Re: Non-replayable WAL records through overflows and >MaxAllocSize lengths

From: Matthias van de Meent <boekewurm+postgres(at)gmail(dot)com>
To: Michael Paquier <michael(at)paquier(dot)xyz>
Cc: David Zhang <david(dot)zhang(at)highgo(dot)ca>, Andres Freund <andres(at)anarazel(dot)de>, Robert Haas <robertmhaas(at)gmail(dot)com>, Heikki Linnakangas <hlinnaka(at)iki(dot)fi>, PostgreSQL Hackers <pgsql-hackers(at)postgresql(dot)org>
Subject: Re: Non-replayable WAL records through overflows and >MaxAllocSize lengths
Date: 2022-07-25 11:17:21
Message-ID: CAEze2Wg8SYN0DAL6HE7WifP+O9ukPttyjwbqd=e4L2mTTrGv=Q@mail.gmail.com
Views: Raw Message | Whole Thread | Download mbox | Resend email
Thread:
Lists: pgsql-hackers

On Wed, 13 Jul 2022 at 07:54, Michael Paquier <michael(at)paquier(dot)xyz> wrote:
>
> On Mon, Jul 11, 2022 at 02:26:46PM +0200, Matthias van de Meent wrote:
> > Thanks for reviewing.
>
> I think that v6 is over-engineered because there should be no need to
> add a check in xlogreader.c as long as the origin of the problem is
> blocked, no? And the origin here is when the record is assembled. At
> least this is the cleanest solution for HEAD, but not in the
> back-branches if we'd care about doing something with records already
> generated, and I am not sure that we need to care about other things
> than HEAD, TBH.

I would prefer it if we would fix the "cannot catch up to primary
because of oversized WAL record" issue in backbranches too. Rather
than failing to recover after failure or breaking replication streams,
I'd rather be unable to write the singular offending WAL record and
break up to one transaction.

> So it seems to me that there is no need to create a
> XLogRecMaxLength which is close to a duplicate of
> DecodeXLogRecordRequiredSpace().
>
> @@ -519,7 +549,7 @@ XLogRecordAssemble(RmgrId rmid, uint8 info,
> XLogRecPtr *fpw_lsn, int *num_fpi, bool *topxid_included)
>
> {
> XLogRecData *rdt;
> - uint32 total_len = 0;
> + uint64 total_len = 0;
> This has no need to change.
>
> My suggestion from upthread was close to what you proposed, but I had
> in mind something simpler, as of:
>
> + /*
> + * Ensure that xlogreader.c can read the record.
> + */
> + if (unlikely(!AllocSizeIsValid(DecodeXLogRecordRequiredSpace(total_len))))
> + elog(ERROR, "too much WAL data");

Huh, yeah, I hadn't thought of that, but that's much simpler indeed.

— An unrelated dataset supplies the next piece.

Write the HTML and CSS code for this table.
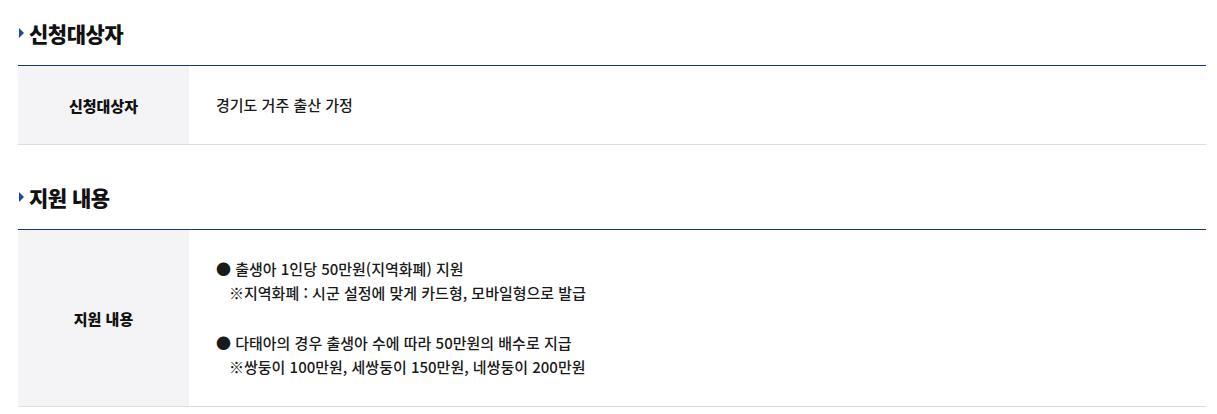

> This would be the amount of data allocated by the WAL reader when it
> is possible to allocate an oversized record, related to the business
> of the circular buffer depending on if the read is blocking or not.

Yes, I see your point.

> Among the two problems to solve at hand, the parts where the APIs are
> changed and made more robust with unsigned types and where block data
> is not overflowed with its 16-byte limit are committable, so I'd like
> to do that first (still need to check its performance with some micro
> benchmark on XLogRegisterBufData()).

> The second part to block the
> creation of the assembled record is simpler, now
> DecodeXLogRecordRequiredSpace() would make the path a bit hotter,
> though we could inline it in the worst case?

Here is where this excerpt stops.